FUTO describes itself as an organization whose mission is to “frustrate” centralization and industry consolidation, and a recent conversation between representatives of both projects delved into some new features coming to Immich, as well as plans for the app.

If you’re interested in Immich, check out our exploration here.

FUTO’s Louis Rossmann spoke about plans to offer a cloud-hosted option in the future, while Immich developers announced that the new features will include automatic add face albums, fine-tuning, federation, a duplicate photo finder, and more machine learning-based functionality.

Immich’s FUTO membership means that the organization will help solve one of the key problems faced by open-source projects – monetization. Rossmann revealed that at first this will happen with millions of dollars in funding, and later by selling this software, as well as offering paid cloud-hosted service.

The appeal of self-hosted backup solutions as an alternative to the Google products is mostly based in the privacy-hostile business model that underpins Google’s offering, in addition to the danger of having it falsely label images as, for example, illegal content.
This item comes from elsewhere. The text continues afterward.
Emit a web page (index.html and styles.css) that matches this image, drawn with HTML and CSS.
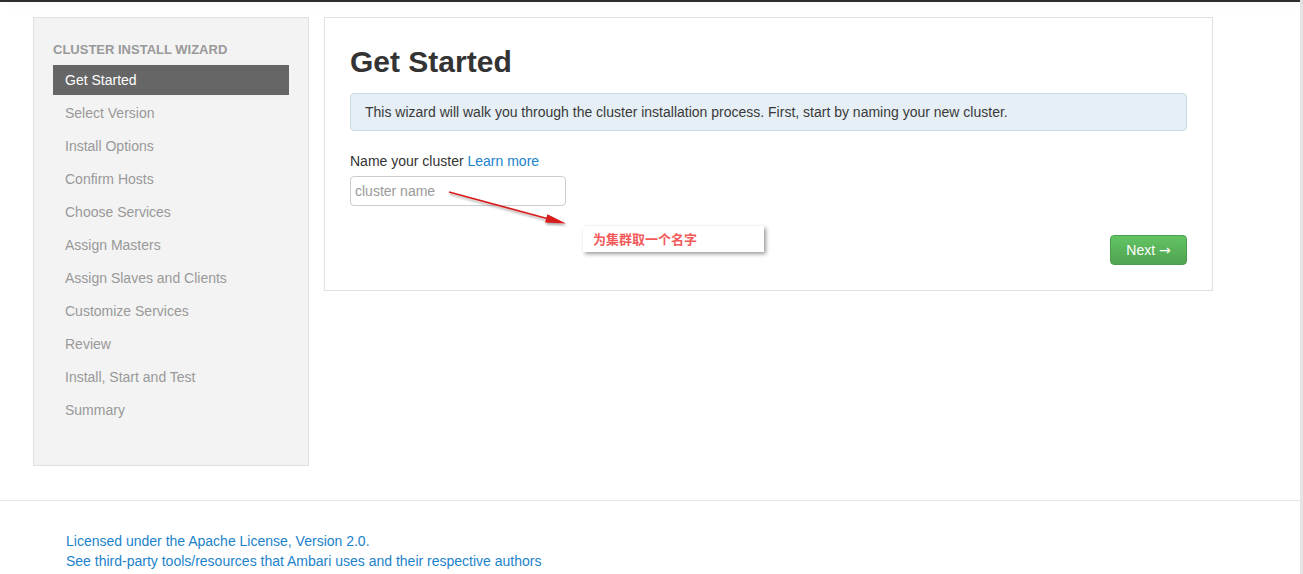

As with pretty much every other Google app or service, users get to figuratively pay several times over for the convenience of Google Photos – not only by exposing their data, but also letting the tech giant profit by using their photographs to train machine learning algorithms (which, in turn, can lead to said extremely dangerous false accusations).

In addition to the plans announced now, Immich was already considered a serious alternative to Google, not only on the strength of its open-source model and focus on privacy, but also because its existing features make the experience of using it both on Android and iOS very close to that of Google Photos.

The major difference, of course, is that users host and therefore control their photos and videos instead of trusting Google to do this for them.

In addition to automatic updates, Immich users can manage albums, share their content, and have access to keyword search, GPS tagging, and GPU-accelerated facial recognition.